• _What you are asked to do_: Using the listing below, report all lines holding the word "React".

▬▬▬▬▬▬

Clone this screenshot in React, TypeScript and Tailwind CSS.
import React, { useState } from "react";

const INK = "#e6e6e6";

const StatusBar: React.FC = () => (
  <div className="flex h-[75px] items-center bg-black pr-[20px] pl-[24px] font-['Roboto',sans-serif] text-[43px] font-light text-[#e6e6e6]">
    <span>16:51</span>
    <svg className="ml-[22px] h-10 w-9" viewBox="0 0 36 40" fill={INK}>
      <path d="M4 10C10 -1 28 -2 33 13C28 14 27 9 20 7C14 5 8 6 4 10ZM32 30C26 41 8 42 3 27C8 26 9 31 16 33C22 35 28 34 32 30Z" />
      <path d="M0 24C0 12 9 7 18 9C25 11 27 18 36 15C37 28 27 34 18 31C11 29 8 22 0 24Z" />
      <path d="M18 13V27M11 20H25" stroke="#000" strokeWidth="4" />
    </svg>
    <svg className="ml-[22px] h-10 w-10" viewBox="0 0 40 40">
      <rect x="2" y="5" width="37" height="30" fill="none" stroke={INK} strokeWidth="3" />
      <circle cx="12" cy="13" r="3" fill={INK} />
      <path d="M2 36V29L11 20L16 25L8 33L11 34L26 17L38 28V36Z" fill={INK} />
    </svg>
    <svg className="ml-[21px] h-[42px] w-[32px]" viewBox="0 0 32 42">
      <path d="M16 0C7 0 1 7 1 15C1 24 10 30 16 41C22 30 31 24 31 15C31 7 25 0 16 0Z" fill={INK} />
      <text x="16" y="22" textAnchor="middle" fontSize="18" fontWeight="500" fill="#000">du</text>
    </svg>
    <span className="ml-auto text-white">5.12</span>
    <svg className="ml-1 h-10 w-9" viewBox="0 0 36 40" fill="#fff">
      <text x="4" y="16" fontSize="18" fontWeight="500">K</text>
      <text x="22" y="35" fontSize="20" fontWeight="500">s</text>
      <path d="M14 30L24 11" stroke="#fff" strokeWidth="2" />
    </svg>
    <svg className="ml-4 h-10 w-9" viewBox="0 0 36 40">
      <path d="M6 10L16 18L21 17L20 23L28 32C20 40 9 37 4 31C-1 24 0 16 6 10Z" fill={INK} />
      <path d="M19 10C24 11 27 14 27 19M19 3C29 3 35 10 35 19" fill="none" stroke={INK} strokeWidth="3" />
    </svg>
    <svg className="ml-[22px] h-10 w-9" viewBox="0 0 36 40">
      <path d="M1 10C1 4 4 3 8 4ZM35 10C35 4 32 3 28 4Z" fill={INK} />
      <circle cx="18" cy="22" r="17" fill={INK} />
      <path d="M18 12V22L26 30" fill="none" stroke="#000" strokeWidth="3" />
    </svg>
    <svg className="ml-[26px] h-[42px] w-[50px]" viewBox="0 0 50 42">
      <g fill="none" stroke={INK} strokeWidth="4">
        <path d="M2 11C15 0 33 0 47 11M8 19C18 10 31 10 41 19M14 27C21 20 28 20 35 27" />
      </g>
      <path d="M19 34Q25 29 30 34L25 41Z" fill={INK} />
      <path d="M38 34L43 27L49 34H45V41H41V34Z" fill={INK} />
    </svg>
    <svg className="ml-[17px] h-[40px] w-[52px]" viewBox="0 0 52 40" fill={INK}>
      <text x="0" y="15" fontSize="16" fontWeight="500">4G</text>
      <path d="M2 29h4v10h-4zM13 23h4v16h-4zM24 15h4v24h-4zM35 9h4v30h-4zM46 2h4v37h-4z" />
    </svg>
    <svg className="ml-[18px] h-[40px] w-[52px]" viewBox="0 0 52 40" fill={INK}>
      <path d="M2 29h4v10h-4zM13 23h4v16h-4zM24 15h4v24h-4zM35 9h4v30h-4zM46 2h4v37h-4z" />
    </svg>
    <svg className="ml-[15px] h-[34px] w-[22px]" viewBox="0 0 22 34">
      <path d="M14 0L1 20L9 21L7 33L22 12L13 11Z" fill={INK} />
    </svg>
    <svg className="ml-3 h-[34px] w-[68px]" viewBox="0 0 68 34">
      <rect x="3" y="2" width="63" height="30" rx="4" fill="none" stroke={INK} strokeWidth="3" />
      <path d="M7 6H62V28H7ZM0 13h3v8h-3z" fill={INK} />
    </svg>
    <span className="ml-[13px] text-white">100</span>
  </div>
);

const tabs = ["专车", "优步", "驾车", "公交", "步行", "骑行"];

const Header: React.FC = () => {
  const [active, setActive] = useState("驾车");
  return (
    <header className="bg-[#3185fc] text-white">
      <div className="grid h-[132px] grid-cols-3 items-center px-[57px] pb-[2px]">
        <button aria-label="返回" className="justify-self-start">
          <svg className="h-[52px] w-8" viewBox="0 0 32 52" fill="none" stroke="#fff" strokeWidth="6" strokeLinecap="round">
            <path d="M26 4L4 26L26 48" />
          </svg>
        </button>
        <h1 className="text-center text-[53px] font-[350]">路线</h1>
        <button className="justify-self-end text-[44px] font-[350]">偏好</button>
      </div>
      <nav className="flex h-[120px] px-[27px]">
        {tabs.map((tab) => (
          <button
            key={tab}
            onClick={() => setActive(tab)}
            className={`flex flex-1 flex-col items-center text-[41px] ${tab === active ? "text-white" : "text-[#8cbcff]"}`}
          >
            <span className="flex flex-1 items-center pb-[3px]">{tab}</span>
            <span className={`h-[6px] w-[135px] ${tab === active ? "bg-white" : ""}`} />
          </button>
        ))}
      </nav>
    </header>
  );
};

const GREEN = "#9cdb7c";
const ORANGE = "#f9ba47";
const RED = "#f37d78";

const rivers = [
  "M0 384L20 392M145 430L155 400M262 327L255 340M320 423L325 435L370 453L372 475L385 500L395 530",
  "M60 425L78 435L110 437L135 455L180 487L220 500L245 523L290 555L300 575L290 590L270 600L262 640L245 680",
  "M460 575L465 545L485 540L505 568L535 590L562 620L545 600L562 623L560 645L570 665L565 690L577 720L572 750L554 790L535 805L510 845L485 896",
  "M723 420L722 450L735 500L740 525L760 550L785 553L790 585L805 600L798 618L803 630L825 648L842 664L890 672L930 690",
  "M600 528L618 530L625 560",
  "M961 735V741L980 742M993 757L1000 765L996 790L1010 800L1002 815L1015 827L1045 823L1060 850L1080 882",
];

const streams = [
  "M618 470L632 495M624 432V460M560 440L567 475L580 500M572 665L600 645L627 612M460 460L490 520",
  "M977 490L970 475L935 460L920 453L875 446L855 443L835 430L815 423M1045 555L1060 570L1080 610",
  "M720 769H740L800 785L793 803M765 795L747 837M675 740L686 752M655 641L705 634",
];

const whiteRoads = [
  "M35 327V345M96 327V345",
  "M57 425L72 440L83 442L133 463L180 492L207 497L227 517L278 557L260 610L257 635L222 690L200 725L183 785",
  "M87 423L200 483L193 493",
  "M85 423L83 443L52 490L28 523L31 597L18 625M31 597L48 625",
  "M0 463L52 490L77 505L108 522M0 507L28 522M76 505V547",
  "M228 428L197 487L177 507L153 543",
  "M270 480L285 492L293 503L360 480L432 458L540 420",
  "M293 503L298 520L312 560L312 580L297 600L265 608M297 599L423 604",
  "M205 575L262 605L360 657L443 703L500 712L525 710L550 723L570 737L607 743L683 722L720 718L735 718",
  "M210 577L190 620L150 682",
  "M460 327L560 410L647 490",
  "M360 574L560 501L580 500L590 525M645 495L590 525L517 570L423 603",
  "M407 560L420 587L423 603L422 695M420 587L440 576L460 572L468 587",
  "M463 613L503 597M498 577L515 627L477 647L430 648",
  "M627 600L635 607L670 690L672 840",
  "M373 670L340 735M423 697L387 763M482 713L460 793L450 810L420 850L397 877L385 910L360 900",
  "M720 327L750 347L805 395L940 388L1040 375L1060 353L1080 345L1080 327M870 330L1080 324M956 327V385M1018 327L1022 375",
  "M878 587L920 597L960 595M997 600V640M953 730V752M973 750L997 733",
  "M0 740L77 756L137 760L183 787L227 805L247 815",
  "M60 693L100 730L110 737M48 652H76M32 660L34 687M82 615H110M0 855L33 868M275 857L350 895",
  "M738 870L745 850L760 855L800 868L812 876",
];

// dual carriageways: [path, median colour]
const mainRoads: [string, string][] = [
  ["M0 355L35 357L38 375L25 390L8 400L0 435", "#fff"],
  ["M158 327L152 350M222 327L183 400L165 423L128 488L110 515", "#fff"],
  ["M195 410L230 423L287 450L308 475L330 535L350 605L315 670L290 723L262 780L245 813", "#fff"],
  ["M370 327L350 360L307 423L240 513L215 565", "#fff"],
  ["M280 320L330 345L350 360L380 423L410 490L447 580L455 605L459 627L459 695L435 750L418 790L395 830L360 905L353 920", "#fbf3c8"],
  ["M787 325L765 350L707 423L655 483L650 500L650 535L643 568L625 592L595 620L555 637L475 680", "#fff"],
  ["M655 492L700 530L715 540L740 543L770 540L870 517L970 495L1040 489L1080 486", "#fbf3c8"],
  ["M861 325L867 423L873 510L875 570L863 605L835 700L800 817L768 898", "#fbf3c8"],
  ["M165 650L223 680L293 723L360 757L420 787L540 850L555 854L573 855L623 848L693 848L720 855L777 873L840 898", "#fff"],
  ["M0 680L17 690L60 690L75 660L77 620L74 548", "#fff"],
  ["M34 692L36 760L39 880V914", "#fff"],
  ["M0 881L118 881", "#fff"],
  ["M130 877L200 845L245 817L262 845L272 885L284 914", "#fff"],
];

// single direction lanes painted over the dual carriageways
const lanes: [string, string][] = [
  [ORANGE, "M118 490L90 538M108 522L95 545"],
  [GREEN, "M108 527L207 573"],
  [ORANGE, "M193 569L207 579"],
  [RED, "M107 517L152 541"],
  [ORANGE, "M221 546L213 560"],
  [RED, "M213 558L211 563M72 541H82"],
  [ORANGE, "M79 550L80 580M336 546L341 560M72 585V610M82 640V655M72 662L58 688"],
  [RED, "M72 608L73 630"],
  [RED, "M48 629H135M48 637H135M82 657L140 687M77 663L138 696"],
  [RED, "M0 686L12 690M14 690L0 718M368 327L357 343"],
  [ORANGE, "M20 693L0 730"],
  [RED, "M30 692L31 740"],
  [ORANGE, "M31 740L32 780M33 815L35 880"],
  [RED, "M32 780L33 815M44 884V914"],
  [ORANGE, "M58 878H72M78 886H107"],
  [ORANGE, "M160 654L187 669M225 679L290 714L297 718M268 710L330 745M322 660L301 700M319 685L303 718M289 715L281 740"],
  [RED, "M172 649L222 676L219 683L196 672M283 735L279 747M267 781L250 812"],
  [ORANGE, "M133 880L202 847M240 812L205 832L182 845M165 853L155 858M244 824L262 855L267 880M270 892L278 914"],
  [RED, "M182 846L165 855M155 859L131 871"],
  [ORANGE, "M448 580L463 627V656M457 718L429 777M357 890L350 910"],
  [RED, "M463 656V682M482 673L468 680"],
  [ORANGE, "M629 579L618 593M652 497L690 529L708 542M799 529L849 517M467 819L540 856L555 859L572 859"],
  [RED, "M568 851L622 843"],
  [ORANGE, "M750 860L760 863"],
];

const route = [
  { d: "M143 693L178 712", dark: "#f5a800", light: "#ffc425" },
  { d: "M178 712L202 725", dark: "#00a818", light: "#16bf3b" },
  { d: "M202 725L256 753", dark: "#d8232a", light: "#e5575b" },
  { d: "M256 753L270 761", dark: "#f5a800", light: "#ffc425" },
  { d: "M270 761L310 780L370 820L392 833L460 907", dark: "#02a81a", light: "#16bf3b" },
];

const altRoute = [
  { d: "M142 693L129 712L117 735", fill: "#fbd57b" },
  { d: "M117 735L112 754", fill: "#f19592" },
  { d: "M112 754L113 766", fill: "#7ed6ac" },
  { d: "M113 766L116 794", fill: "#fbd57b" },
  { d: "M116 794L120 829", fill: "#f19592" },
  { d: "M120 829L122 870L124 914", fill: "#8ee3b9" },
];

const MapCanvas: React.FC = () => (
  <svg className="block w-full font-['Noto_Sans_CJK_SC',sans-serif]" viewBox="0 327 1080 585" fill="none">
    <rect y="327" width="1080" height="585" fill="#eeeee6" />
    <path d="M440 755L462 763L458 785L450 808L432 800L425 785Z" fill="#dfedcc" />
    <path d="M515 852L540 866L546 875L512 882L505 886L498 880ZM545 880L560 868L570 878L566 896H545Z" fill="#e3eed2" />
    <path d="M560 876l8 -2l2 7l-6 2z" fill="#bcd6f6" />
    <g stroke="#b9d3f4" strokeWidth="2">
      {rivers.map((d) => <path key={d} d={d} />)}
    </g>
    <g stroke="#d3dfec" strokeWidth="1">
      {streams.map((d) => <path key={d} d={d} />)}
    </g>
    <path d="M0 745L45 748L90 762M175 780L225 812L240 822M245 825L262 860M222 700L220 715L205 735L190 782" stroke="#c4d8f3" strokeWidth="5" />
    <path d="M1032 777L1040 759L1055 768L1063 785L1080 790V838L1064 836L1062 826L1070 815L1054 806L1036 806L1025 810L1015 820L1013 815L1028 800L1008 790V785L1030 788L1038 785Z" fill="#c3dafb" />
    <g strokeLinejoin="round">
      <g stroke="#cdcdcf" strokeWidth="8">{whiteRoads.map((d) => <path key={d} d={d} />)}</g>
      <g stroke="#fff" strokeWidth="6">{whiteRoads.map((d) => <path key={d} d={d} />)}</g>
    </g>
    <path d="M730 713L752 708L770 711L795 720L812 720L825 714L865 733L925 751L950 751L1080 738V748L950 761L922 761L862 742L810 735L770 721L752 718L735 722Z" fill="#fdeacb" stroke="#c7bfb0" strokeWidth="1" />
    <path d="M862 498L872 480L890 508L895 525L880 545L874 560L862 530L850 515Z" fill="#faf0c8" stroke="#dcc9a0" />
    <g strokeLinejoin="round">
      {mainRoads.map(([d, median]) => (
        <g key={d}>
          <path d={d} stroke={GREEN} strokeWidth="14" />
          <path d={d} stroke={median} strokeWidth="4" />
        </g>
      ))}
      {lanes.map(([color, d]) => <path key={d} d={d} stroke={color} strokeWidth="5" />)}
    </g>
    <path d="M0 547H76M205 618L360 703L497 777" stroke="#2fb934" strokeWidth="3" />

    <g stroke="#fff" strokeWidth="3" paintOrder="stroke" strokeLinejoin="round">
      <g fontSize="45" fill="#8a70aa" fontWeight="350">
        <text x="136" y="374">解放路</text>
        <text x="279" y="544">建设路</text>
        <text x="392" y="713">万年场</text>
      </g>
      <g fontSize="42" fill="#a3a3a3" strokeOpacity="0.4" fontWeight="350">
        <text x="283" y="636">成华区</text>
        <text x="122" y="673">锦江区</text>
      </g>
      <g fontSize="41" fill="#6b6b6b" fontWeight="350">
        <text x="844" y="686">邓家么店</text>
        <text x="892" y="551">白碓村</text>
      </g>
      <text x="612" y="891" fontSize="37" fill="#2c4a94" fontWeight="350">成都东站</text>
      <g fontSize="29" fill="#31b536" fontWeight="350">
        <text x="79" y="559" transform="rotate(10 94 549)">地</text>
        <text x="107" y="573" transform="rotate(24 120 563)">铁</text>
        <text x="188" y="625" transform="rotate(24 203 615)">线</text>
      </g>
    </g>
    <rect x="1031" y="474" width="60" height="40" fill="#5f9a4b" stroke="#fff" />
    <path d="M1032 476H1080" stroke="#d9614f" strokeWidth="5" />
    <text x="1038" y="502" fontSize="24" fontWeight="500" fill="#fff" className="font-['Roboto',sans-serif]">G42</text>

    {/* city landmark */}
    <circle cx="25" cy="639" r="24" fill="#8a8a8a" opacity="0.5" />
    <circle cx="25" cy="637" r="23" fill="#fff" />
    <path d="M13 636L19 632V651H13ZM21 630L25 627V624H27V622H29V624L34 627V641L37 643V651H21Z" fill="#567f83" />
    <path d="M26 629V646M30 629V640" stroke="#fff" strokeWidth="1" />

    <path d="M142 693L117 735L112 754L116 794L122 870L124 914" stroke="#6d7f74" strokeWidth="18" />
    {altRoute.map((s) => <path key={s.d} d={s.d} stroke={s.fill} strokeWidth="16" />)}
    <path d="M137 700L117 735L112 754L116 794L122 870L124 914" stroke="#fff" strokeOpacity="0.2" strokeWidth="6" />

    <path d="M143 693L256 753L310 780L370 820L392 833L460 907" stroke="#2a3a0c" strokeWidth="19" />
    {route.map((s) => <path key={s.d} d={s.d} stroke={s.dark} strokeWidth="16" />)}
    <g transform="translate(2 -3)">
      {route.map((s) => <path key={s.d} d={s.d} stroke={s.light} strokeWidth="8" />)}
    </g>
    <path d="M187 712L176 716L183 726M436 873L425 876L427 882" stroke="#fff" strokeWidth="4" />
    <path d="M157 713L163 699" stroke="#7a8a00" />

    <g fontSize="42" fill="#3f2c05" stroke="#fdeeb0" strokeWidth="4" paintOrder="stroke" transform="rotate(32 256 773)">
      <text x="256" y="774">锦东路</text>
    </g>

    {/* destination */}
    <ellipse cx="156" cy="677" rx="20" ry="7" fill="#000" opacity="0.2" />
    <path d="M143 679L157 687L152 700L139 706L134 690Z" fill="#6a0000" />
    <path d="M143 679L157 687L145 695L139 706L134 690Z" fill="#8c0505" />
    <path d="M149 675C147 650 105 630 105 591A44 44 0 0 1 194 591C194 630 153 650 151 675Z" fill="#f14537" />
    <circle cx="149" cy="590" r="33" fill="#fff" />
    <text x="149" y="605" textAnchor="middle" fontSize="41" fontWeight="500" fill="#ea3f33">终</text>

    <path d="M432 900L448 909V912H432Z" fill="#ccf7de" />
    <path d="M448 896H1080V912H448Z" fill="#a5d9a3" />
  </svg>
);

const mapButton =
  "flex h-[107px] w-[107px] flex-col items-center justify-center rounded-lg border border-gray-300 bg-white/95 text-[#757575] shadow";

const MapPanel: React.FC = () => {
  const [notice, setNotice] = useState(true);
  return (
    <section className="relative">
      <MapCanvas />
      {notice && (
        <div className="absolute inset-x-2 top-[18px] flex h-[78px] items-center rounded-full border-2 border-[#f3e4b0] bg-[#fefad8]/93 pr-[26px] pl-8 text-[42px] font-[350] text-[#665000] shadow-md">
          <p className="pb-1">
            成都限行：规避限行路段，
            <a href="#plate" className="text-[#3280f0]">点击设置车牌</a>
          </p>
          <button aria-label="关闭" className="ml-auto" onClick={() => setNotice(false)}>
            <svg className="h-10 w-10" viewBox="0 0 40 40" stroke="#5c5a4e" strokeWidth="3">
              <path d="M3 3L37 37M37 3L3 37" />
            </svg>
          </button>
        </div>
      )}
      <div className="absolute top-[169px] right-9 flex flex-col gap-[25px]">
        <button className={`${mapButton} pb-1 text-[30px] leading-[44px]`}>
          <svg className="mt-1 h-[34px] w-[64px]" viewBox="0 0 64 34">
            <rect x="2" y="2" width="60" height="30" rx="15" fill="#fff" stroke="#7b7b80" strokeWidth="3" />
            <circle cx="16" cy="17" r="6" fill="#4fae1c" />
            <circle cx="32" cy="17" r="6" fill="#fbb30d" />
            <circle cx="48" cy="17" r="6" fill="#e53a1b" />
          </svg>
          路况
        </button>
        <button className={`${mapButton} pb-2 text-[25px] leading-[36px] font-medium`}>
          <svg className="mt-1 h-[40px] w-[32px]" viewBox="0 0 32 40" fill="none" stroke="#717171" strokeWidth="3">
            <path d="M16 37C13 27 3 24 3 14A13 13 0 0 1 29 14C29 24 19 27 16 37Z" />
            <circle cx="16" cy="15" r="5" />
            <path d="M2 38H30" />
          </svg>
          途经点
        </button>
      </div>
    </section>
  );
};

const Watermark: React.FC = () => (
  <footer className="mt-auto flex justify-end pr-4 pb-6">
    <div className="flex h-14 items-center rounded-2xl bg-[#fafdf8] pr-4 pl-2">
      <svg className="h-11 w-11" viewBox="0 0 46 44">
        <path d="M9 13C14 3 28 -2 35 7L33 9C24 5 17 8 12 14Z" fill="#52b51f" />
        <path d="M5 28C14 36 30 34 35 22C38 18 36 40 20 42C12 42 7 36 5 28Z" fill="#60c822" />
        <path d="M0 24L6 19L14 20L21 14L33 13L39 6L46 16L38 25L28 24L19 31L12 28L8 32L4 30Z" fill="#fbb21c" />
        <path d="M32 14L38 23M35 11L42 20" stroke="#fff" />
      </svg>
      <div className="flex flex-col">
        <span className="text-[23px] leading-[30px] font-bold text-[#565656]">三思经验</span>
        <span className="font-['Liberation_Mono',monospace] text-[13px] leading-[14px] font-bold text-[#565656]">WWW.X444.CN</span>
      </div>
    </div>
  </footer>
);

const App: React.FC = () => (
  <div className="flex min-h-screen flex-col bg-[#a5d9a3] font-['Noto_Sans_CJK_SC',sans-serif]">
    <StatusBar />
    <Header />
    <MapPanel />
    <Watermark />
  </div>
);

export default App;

▬▬▬▬▬▬

• _Task result_:
Clone this screenshot in React, TypeScript and Tailwind CSS.
import React, { useState } from "react";
const StatusBar: React.FC = () => (
const Header: React.FC = () => {
const MapCanvas: React.FC = () => (
const MapPanel: React.FC = () => {
const Watermark: React.FC = () => (
const App: React.FC = () => (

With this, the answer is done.